Kolejna sprawa. Co się dzieje z kasą w okręgu katowickim? Gdzie są te zarybienia i gdzie są te ryby? Pytanie bardzo podchwytliwe
Otóż wielu wędkarzy działa na tej zasadzie. Łowi tam, gdzie są ryby, jednak tez i tam, gdzie mają najbliżej i jest im najwygodniej. NIestety, Katowice nie mają wiele do zaoferowania, dlatego wędkarze jeżdżą. Coraz dalej i dalej. Są miejsca jak rejon Wodzisławia i Raciborza - gdzie ryby jest sporo. Ekipa Jędrzej, kucuś22 i Mario-spin realizuje się na swoich wodach bardzo dobrze. Ale niestety, wielu wędkarzy wybiera opcję najłatwiejszą. A więc jeżdżą tam, gdzie można najwięcej ryby zabrać w danym okresie. To jest złe. Bo nie dba się o własne wody, tylko jeździ coraz dalej. Dziwić sie więc należy niechęci opolskich wędkarzy? Oni ogarniają jako tako własne podwórko, ale mają u siebie wielu gości, z okręgów gdzie się spraw nie ogarnia. Bo po co wędkarze z Katowic jeżdziliby do Opola jak nie po ryby? Ilu macie tych co wypuszczają? Brak ryb w okręgu katowickim to złe zarządzanie kasą i wodami.

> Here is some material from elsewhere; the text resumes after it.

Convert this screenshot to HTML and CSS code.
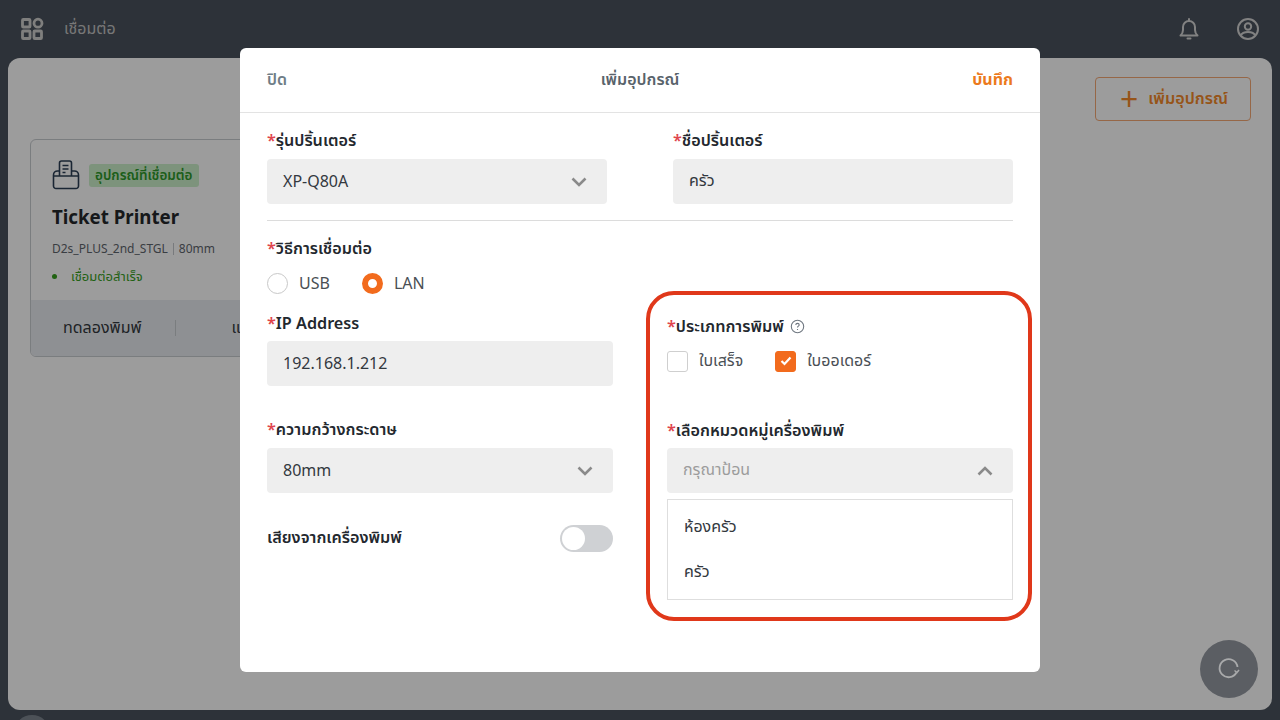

Na koniec. Zobaczcie kto ma problem. Wędkarze z okręgu katowickiego. Jakoś nikt z Opola nie wypowiada się tutaj i nie neguje decyzji opolskiego okręgu. Ja patrzę przez pryzmat rozsądku. Jak napisałem - jeżeli ryby się zabiera, powinno się płacić dwie stawki, za dwa okręgi. Jakiś geniusz napisał kiedyś, że tak nie powinno być bo nie można być w dwóch miejscach na raz, więc to nie jest sprawiedliwe. Ale zapewniam, że rzeczywiście, o ile można byc tylko w jednym miejscu, to można być na tym z rybami, i je szybko odłowić. Gdyby był limit roczny i kontrole wszystko byłoby w porządku. Niestety, tak nie jest. Więc naturalnym jest łamanie regulaminu i zabieranie. Dlatego jedna stawka to wyrok na rybniejsze wody.
Sytuacja z maja 2016, gdzie jestem na wodzie opolskiej (Dziergowice) - i na czterech łowiących na małym wyrobisku, czterech jest z okręgu katowickiego. To wcale nie taki przypadek. Tych dwóch gości tam łupiło tę wodę regularnie, o czym jeden wyraźnie nas informował
Jestem pewien, że jak się zapytam o co poszło, to poszło o kasę. Katowice miały płacić do Opola, więc tutaj podziękowania należą się raczej działaczom z okręgu katowickiego, bo pewnie czegoś nie dopatrzyli, nie wywiązali się z umów. Bo jakoś nie wierzę aby i opolski zarząd był taki nowoczesny. Może warto dać więcej światła na tę sprawę? Bo może pretensje powinny być kierowane nie do Opola, ale do Katowic właśnie?